Winx Club was the exception to that rule. One of the most culturally diverse cartoons of our time, the original series consisted of Bloom, Tecna, Aisha, Musa, Flora, and Stella, who attended Alfea College for Fairies, a magical boarding school. Both Bloom and Stella are portrayed as white fairies in the cartoon, whereas our fairies of color were Flora (generally inferred to be Latinx), Aisha (who is Black) and Musa (who is thought to be Chinese). The Netflix series doesn’t quite match up to these depictions.
Musa, originally depicted as the fairy of music, is played by Elisha Applebaum, who is white-passing (some sources say she’s part Singaporean). The original character was reportedly inspired by Lucy Liu, so the role should have gone to a Chinese-American actress. Not doing so contributes to the homogenization of East Asian people, who are too often portrayed as a monolith. Seeing this sort of casting change makes me wonder whether Hollywood truly cares about representation. Despite the fictional nature of Winx Club, a lot of the inspiration was derived from real countries and real people. That carelessness transfers to the way Musa’s story is told in the Netflix adaptation.

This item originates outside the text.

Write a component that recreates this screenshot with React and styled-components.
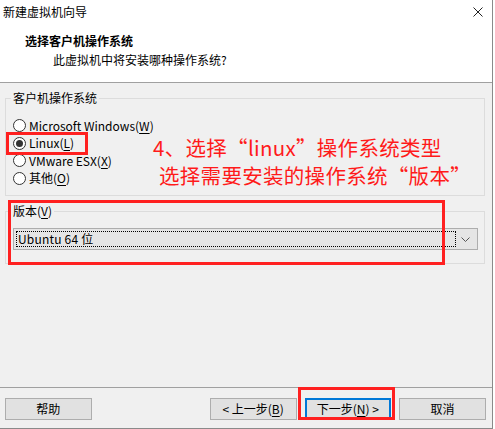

Rather than Musa being the music fairy, her character in the adaptation is changed to be a “mind fairy” who feels people’s emotions. In addition to those character choices, throughout the series she is always trying to protect Terra’s feelings, while simultaneously developing a relationship with Sam (Terra’s brother). Her storyline focuses largely on others, whether it’s Terra, Sam, or Bloom. Though this could be attributed to her change in powers as an empath, the decision still feels odd because we never really know much about Musa’s personal story.
The Netflix version further erases its original characters of color in the case of Flora, the fairy of nature. In a 2011 interview with Italian magazine IO Donna, Iginio Straffi noted that Flora was inspired by Jennifer Lopez. Depicted as Latinx in the cartoon series, the original Flora has tan skin, long light brown hair with blonde streaks, and green eyes. While character condensing is not uncommon in adaptations, Flora’s is pretty egregious — she’s been renamed Terra and is played by Eliot Salt, a white woman. Despite Eliot’s superb acting, I can’t help but be critical of the erasure.
Fate: The Winx Saga doesn’t totally miss the mark, but the ways it does succeed in homage to the original just make the other mistakes feel glaring. Whenever Black characters appear on Netflix, they are notoriously almost always light-skinned or biracial women. This time, however, we see Crown Princess Aisha, the fairy of waves, accurately portrayed by Precious Mustapha, a British-Nigerian actor. Seeing Precious embody Aisha’s character was extra powerful because she does have darker skin — it was a relief to see that the Black character wasn’t changed, and it was a joy while watching, a testament to the importance of casting choices. But even Aisha is not exempt from tokenization as the only Black lead character; we saw how, sometimes, she catered to and protected Bloom throughout the series. While it was fun to watch Aisha learn more about her powers and grow in her friendship with Musa, there were many opportunities to see her character develop even further.
Rather than embracing the fun and feminine theme portrayed in the original cartoon, Netflix opted for a more dark and edgy vibe, fitting with the trend of reimagined comic and animated series. But the timely aesthetic doesn’t match the show’s dated portrayals of race and inaccurate casting choices. The whitewashing of Flora and Musa is a problem that can’t be ignored, even with the focus on the magic and mysteries throughout the show. It feels like a step backward. Rather than just watching Netflix’s version, I’ll be rewatching the original series and celebrating all the magic the show added to my life — it’s what the original Winx fairies would have wanted.